On 4/21/13 10:51 PM, Mark Leeds wrote:
>
> Hi everyone: I looked in the STAN manual but I couldn't find an example of what I'm trying to do so that's why I'm
> asking here. Now that I understand the problem more clearly, ( adl_gibbs2.pdf was a real eye opener ), the fix they
> recommend for dealing with the ridge at lambda = 1 is to set the following priors for the parameters.
>
> lambda should be set to be proportional to (1-lambda)^2. ( originally, it's improper uniform but this results in the
> ridge at lambda = 1 ).

If this is what you want, you just add the log probability
up to a proportion that doesn't depend on params, so that's just:

lp__ <- lp__ + 2 * log1m(lambda);

Note that log1m(x) = log(1 - x), but is more arithmetically stable.

> sigmasquared should be proportional to 1/sigmasquared ( log of sigmasquared is improper uniform. same as always ).

If the parameter is sigmasquared, that's

lp__ <- lp__ - log(sigmasiquared);

> beta should be ~ k ( some constant. i.e: improper uniform prior. same as always ).

You don't need to do anything for this one.

> The revised prior on lambda should eliminate the ridge in the posterior density for (beta,lambda). ( see
> adl_gibbs2.pdf for details ).
>
> But is there a way to implement the above in STAN. I remember reading somewhere in the manual or in Ben's posts that if
> you don't specify priors, then they will be improper and flat but

"Stan" isn't an acronym, so it's not capitalized.

> A) Will STAN automatically know to set the flat improper on log(sigmasquared) and not sigmasquared. ( box and tiao
> explains why it should be on log sigmasquared ).

No. If you declare

parameters {
real<lower=0> sigmasquared;
}

That implies an improper flat prior on sigmasquared,
not on log(sigmasquared).

You need to work out the change of variable to put a flat
proper on log(sigmasquared). If it works out to
p(sigmasquared) propto 1/sigmasquared, then you need what
I wrote above. (I'm not quite up to working out changes
of variables in my head.)

> B) is it possible to set the prior on lambda to be proportional to (1-lambda)^2. I realize that I can set the prior to
> a density with a parameter (1-lambda^2) but then the mathematical description of the
> cancelling out of the ridge in adl_gibbs2.pdf will no longer necessarily hold. So, I'd prefer to just be proportional to
> (1-lambda)^2.

Yes, no problem. See above. But if you want to allow (1-lambda)
to be negative, you have to be careful not to do what I did
above because you'll try to take the log of a negative.
Instead, use:

lp__ <- lp__ + 2 * log(abs(1 - lambda));

You can't take the log of a negative number, of course.

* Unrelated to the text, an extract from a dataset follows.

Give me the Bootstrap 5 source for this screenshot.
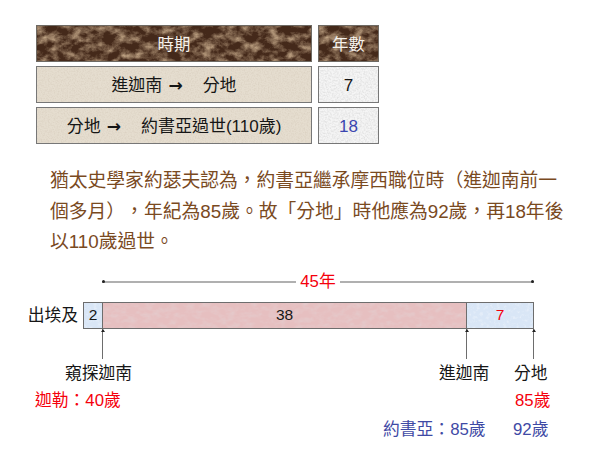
<!DOCTYPE html>
<html lang="zh-Hant">
<head>
<meta charset="utf-8">
<title>約書亞年歲</title>
<link href="https://cdn.jsdelivr.net/npm/bootstrap@5.3.0/dist/css/bootstrap.min.css" rel="stylesheet">
<style>
html,body{margin:0;background:#fff;}
body{width:616px;height:462px;overflow:hidden;color:#161616;font-family:"Liberation Sans","Noto Sans CJK TC",sans-serif;text-spacing-trim:space-all;font-feature-settings:"palt" 0,"chws" 0;}
.slide-wrap{padding-top:25px;}
.period-grid{display:grid;grid-template-columns:276px 61px;grid-auto-rows:37px;column-gap:6px;row-gap:4px;margin-left:36px;width:343px;}
.cellbox{display:flex;align-items:center;justify-content:center;border:1px solid #777;font-size:16.4px;line-height:1;white-space:pre;padding-top:1px;}
.row-text{font-size:17px;}
.num-text{font-size:17px;}
.arrow-glyph{font-family:"DejaVu Sans",sans-serif;font-size:17px;font-weight:bold;margin:0 20px 0 6px;}
.tex-marble{color:#f6f2ec;border-color:#6e6a64;background-color:#44291a;background-image:url("data:image/svg+xml,%3Csvg xmlns='http://www.w3.org/2000/svg' width='300' height='60'%3E%3Cfilter id='f' x='0' y='0' width='100%25' height='100%25'%3E%3CfeTurbulence type='fractalNoise' baseFrequency='.09 .12' numOctaves='5' seed='11'/%3E%3CfeColorMatrix values='0 0 0 0 .5 0 0 0 0 .35 0 0 0 0 .22 2.2 0 0 0 -.85'/%3E%3C/filter%3E%3Crect width='300' height='60' filter='url(%23f)'/%3E%3C/svg%3E");}
.tex-sand{background-color:#e5ddcf;background-image:url("data:image/svg+xml,%3Csvg xmlns='http://www.w3.org/2000/svg' width='300' height='60'%3E%3Cfilter id='f' x='0' y='0' width='100%25' height='100%25'%3E%3CfeTurbulence type='fractalNoise' baseFrequency='.7' numOctaves='2' seed='3'/%3E%3CfeColorMatrix values='0 0 0 0 .62 0 0 0 0 .54 0 0 0 0 .44 .9 0 0 0 -.36'/%3E%3C/filter%3E%3Crect width='300' height='60' filter='url(%23f)'/%3E%3C/svg%3E");}
.tex-white{background-color:#f5f5f5;background-image:url("data:image/svg+xml,%3Csvg xmlns='http://www.w3.org/2000/svg' width='100' height='60'%3E%3Cfilter id='f' x='0' y='0' width='100%25' height='100%25'%3E%3CfeTurbulence type='fractalNoise' baseFrequency='.6' numOctaves='2' seed='5'/%3E%3CfeColorMatrix values='0 0 0 0 .6 0 0 0 0 .6 0 0 0 0 .6 1 0 0 0 -.35'/%3E%3C/filter%3E%3Crect width='100' height='60' filter='url(%23f)'/%3E%3C/svg%3E");}
.num-blue{color:#3a45b0;}
.intro-text{margin:22px 0 0 50px;font-size:18.8px;line-height:30.5px;color:#7a4a1f;white-space:nowrap;}
.dim-row{margin:14px 0 0 102px;width:432px;height:20px;}
.dim-line{flex:1 1 0;height:2px;background:#b0b0b0;position:relative;}
.dim-line.lft::before,.dim-line.rgt::after{content:"";position:absolute;top:-.5px;width:3px;height:3px;background:#222;border-radius:50%;}
.dim-line.lft::before{left:0;}
.dim-line.rgt::after{right:0;}
.dim-label{color:#f5000c;font-size:16.8px;line-height:20px;padding:0 4px;}
.bar-row{margin:10px 0 0 0;height:27px;}
.bar-name{width:83px;padding-right:5px;text-align:right;font-size:16.8px;line-height:27px;}
.bar-track{width:451px;height:27px;border:1px solid #6d6d6d;}
.seg{display:flex;align-items:center;justify-content:center;font-size:15.5px;height:100%;}
.seg-a{width:19px;border-right:1px solid #6d6d6d;}
.seg-b{width:364px;border-right:1px solid #6d6d6d;}
.seg-c{flex:1 1 0;color:#f5000c;}
.tex-blue{background-color:#d9e6f6;background-image:url("data:image/svg+xml,%3Csvg xmlns='http://www.w3.org/2000/svg' width='100' height='40'%3E%3Cfilter id='f' x='0' y='0' width='100%25' height='100%25'%3E%3CfeTurbulence type='fractalNoise' baseFrequency='.3' numOctaves='3' seed='4'/%3E%3CfeColorMatrix values='0 0 0 0 1 0 0 0 0 1 0 0 0 0 1 1 0 0 0 -.5'/%3E%3C/filter%3E%3Crect width='100' height='40' filter='url(%23f)'/%3E%3C/svg%3E");}
.tex-rose{background-color:#e6bfc0;background-image:url("data:image/svg+xml,%3Csvg xmlns='http://www.w3.org/2000/svg' width='400' height='40'%3E%3Cfilter id='f' x='0' y='0' width='100%25' height='100%25'%3E%3CfeTurbulence type='fractalNoise' baseFrequency='.12 .2' numOctaves='3' seed='9'/%3E%3CfeColorMatrix values='0 0 0 0 .78 0 0 0 0 .62 0 0 0 0 .63 1.5 0 0 0 -.6'/%3E%3C/filter%3E%3Crect width='400' height='40' filter='url(%23f)'/%3E%3C/svg%3E");}
.canvas-area{position:relative;height:133px;}
.tick{position:absolute;top:0;width:1px;height:30px;background:#6d6d6d;}
.tick::before{content:"";position:absolute;top:0;left:-1.5px;border-left:2px solid transparent;border-right:2px solid transparent;border-bottom:3px solid #222;}
.tl-label{position:absolute;font-size:16.8px;line-height:20px;white-space:nowrap;}
.tl-red{color:#f5000c;}
.tl-blue{color:#3f4aa5;}
</style>
</head>
<body>
<div class="slide-wrap">
  <div class="period-grid">
    <div class="cellbox tex-marble">時期</div>
    <div class="cellbox tex-marble">年數</div>
    <div class="cellbox tex-sand row-text">進迦南<span class="arrow-glyph">→</span>分地</div>
    <div class="cellbox tex-white num-text">7</div>
    <div class="cellbox tex-sand row-text">分地<span class="arrow-glyph">→</span>約書亞過世(110歲)</div>
    <div class="cellbox tex-white num-text num-blue">18</div>
  </div>
  <p class="intro-text">猶太史學家約瑟夫認為，約書亞繼承摩西職位時（進迦南前一<br>個多月），年紀為85歲。故「分地」時他應為92歲，再18年後<br>以110歲過世。</p>
  <div class="dim-row d-flex align-items-center">
    <div class="dim-line lft"></div>
    <div class="dim-label">45年</div>
    <div class="dim-line rgt"></div>
  </div>
  <div class="bar-row d-flex">
    <div class="bar-name">出埃及</div>
    <div class="bar-track d-flex">
      <div class="seg seg-a tex-blue">2</div>
      <div class="seg seg-b tex-rose">38</div>
      <div class="seg seg-c tex-blue">7</div>
    </div>
  </div>
  <div class="canvas-area">
    <div class="tick" style="left:102px"></div>
    <div class="tick" style="left:466px"></div>
    <div class="tick" style="left:533px"></div>
    <div class="tl-label" style="left:65px;top:35px">窺探迦南</div>
    <div class="tl-label" style="left:439px;top:35px">進迦南</div>
    <div class="tl-label" style="left:514px;top:35px">分地</div>
    <div class="tl-label tl-red" style="left:35px;top:62px">迦勒：40歲</div>
    <div class="tl-label tl-red" style="left:515px;top:62px">85歲</div>
    <div class="tl-label tl-blue" style="left:383px;top:91px">約書亞：85歲</div>
    <div class="tl-label tl-blue" style="left:513px;top:91px">92歲</div>
  </div>
</div>
<script src="https://cdn.jsdelivr.net/npm/bootstrap@5.3.0/dist/js/bootstrap.bundle.min.js"></script>
</body>
</html>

> I tried the code below but STAN was not happy about not seeing a density. I get

In Stan's defense, it is a programming language so you have to
follow its syntax to make its happy. This isn't legal:

> lambda ~ (1-lambda)^2; // fix according to adl_gibbs.pdf

Only named distributions are allowed after the twiddle.

What you want is to increment lp__ as described in the
custom probability function chapter of the manual.

- Bob

Mark Leeds

unread,
Apr 22, 2013, 11:17:38 AM4/22/13
to stan-...@googlegroups.com
thanks bob. It's much appreciated. i''ll digest below and give it a go when I get some time later this week. also, I'll look at the relevant manual chapter. I read through that chapter  at some point in
the past but I didn't connect its relevance to what I'm trying to do. and yes, if the log(sigmasquared) is improper and flat, then sigmasquared ~ 1/sigmasquared.They  explain it in box and tiao. To all following this thread, that book gives a nice description of  priors and their relevant issues in ~ pages 25-30. thanks again to bob for the useful clarifications.

Mark Leeds

unread,
Apr 23, 2013, 1:04:00 PM4/23/13
to stan-...@googlegroups.com

Hi Bob: I wrote the Stan and R code below and still the estimates for lambda near 1 aren't very good. But I could be doing something odd/wrong in the Stan code so if you or anyone else wants to
take a look at it, it's appreciated. The intention of the Stan  code for the 3 parameters, sigmasquared, beta and lambda respectively was for

A) sigmasquared to be restricted between zero and infinity and have the prior for sigmasquared be 1/sigmasquared.

B) beta to be unrestricted  and have its prior be flat and improper.

C) lambda to be restricted between 0 and 1 and have its prior be (1-lambda)^2.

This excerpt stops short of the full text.